Jika kita lihat bahwa sumber hasrat dalam diri Adam ialah hasrat Tuhan yang turun dari cinta-Nya, maka sifat hasrat itu mesti suci. Dengan demikian, hasrat seksualitas pada diri manusia itu, pada hakikatnya, juga suci. Namun, bagaimana dia tetap menjadi suci pada aktualitasnya, tentu ia membutuhkan pengelolaan yang baik, misalnya, dengan melakukan pernikahan, yakni melakukan hubungan seksual dalam bingkai pernikahan yang sesungguhnya.

Di alam, hasrat ini memiliki berbagai bentuk, berupa hasrat pengetahuan, kekuasaan, material atau seksual. Namun hasrat tidak boleh berhenti pada hasrat, dia harus melampaui hasrat dan mencari cinta yang hakiki. Dalam kosmologi perempuan, hasrat seksualitas itu suci, tetapi ia harus melampaui seksualitas itu sendiri hingga ia menemui cintanya pada diri perempuan.

 Cinta dan Spiritualitas Perempuan dalam Keluarga

Seperti yang sudah disinggung di atas, perempuan merupakan IBU RUMAH CINTA dalam setiap keluarga. Dengan segala kualitas jiwanya, ibu menjadikan dirinya sentral dalam terbentuknya sebuah kerja peradaban di rumah. Peran seorang ibu di rumah melebihi peran sebagai seorang ‘Asisten Rumah Tangga’ yang hanya mengurusi urusan dapur, kasur dan sumur. Dalam fiqh Islam pun, tidak ada ketentuan wajib mengurusi pekerjaan rumah bagi satu jenis kelamin.

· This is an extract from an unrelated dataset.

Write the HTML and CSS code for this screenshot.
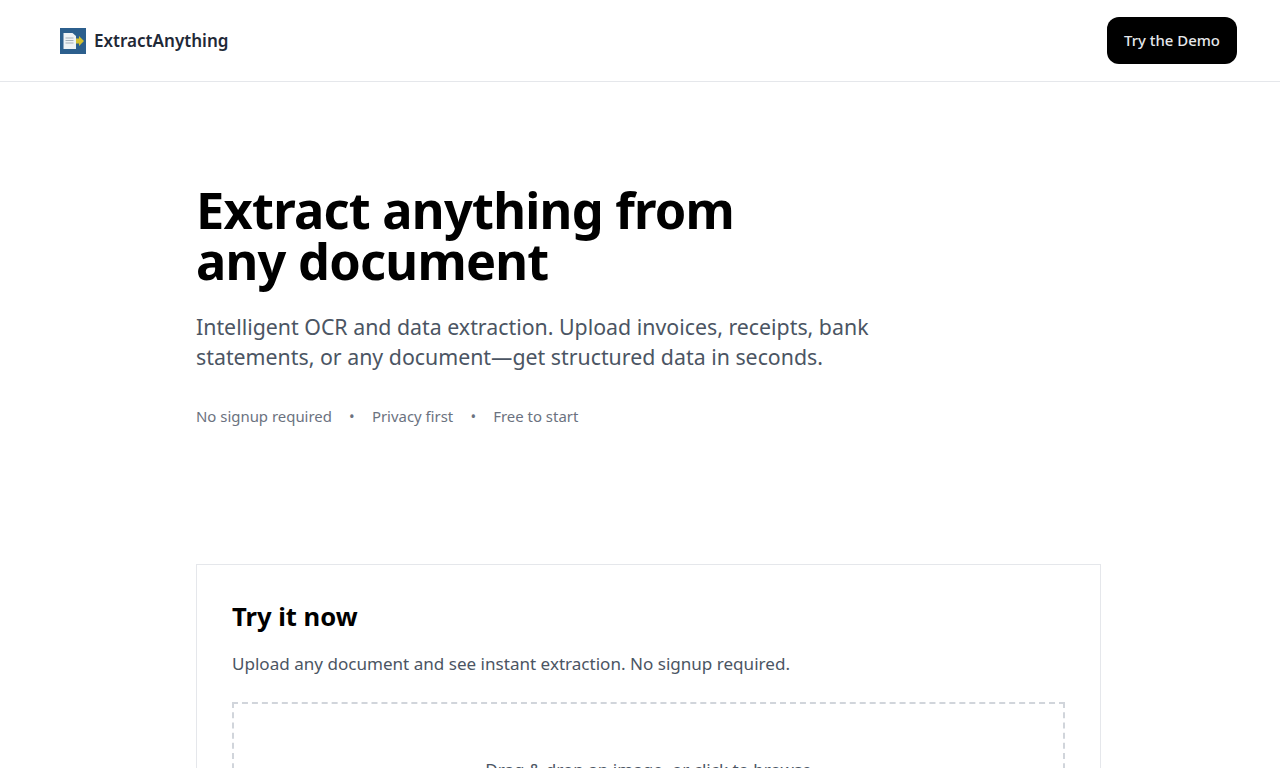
FILE: index.html
```html
<!DOCTYPE html>
<html lang="en">
<head>
<meta charset="utf-8">
<title>ExtractAnything</title>
<link rel="stylesheet" href="styles.css">
</head>
<body>
<header class="nav">
  <a class="brand" href="#">
    <svg class="logo" width="26" height="26" viewBox="0 0 26 26" aria-hidden="true">
      <rect width="26" height="26" fill="#2c5f8d"/>
      <path d="M3.500 5h9l3.500 3v13h-12.500z" fill="#eef2f5"/>
      <path d="M5.500 10h8M5.500 12.500h8M5.500 15h8" stroke="#a3aeb8" stroke-width="1.200"/>
      <path d="M16 10.500h3v-2.500l5 5-5 5v-2.500h-3z" fill="#d3c02f"/>
    </svg>
    <span>ExtractAnything</span>
  </a>
  <a class="demo" href="#">Try the Demo</a>
</header>
<main class="page">
  <section class="hero">
    <h1>Extract anything from<br>any document</h1>
    <p class="lead">Intelligent OCR and data extraction. Upload invoices, receipts, bank statements, or any document—get structured data in seconds.</p>
    <ul class="perks">
      <li>No signup required</li>
      <li class="dot">•</li>
      <li>Privacy first</li>
      <li class="dot">•</li>
      <li>Free to start</li>
    </ul>
  </section>
  <section class="card">
    <h2>Try it now</h2>
    <p class="sub">Upload any document and see instant extraction. No signup required.</p>
    <div class="drop">Drag &amp; drop an image, or click to browse</div>
  </section>
</main>
</body>
</html>
```
FILE: styles.css
```css
* { box-sizing: border-box; }
html, body { margin: 0; height: 768px; overflow: hidden; }
body { font-family: "Noto Sans", sans-serif; background: #fff; color: #000; }
a { text-decoration: none; color: inherit; }

.nav {
  height: 82px;
  display: flex;
  align-items: center;
  justify-content: space-between;
  padding: 0 43px 0 60px;
  border-bottom: 1px solid #e5e7eb;
}
.brand { display: flex; align-items: center; gap: 8px; font-size: 17.07px; line-height: 24px; font-weight: 600; color: #1f2937; }
.logo { display: block; }
.demo {
  display: flex; align-items: center; justify-content: center;
  width: 130px; height: 47px;
  padding-bottom: 1px;
  background: #000; color: #e5e7eb;
  border-radius: 12px;
  font-size: 14.93px; font-weight: 500;
}

.page { width: 905px; margin-left: 196px; }
.hero { padding-top: 102px; }
h1 { margin: 0; font-size: 50.5px; line-height: 51px; font-weight: 700; letter-spacing: -0.75px; }
.lead { margin: 26px 0 0; width: 720px; font-size: 21.33px; line-height: 30px; color: #4b5563; }
.perks { display: flex; gap: 17.2px; list-style: none; margin: 32px 0 0; padding: 0; font-size: 14.93px; line-height: 24px; color: #6b7280; }

.card { margin-top: 136px; height: 400px; border: 1px solid #e5e7eb; padding: 35px; }
h2 { margin: 0; font-size: 25.6px; line-height: 34px; font-weight: 700; }
.sub { margin: 16px 0 0; font-size: 17.07px; line-height: 28px; color: #4b5563; }
.drop { margin-top: 24px; height: 200px; border: 2px dashed #d1d5db; padding-top: 54px; text-align: center; font-size: 17.07px; line-height: 24px; color: #4b5563; }
```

Sebuah keluarga tercipta dari bangunan cinta awal laki-laki dan perempuan. Ketika perempuan mengucapkan “Zawajtuka Nafsi”, itu artinya perempuan sedang memberikan segenap cintanya kepada laki-laki. Dan ketika laki-laki menjawab “Qabiltu”, ia siap menerima cinta perempuan serta segala konsekuensi tanggung jawabnya yang merupakan bukti dari bagaimana laki-laki merawat cinta tersebut. Namun, jika hasrat sepasang manusia tersebut tidak bisa terkelola dengan baik, maka hasratnya tidak akan menemukan kembali cintanya.

Dengan pijakan cinta dua insan dalam keluarga inilah rumah tangga berangkat bersama-sama menapaki jalan spiritual. Dengan kata lain, keluarga adalah suluk terpanjang di mana laki-laki harus terus menjaga dan merawat cinta perempuan sehingga perempuan dapat menyingkapkan dirinya pada laki-laki untuk kemudian bersama-sama menapaki jalan spiritual menuju Tuhan.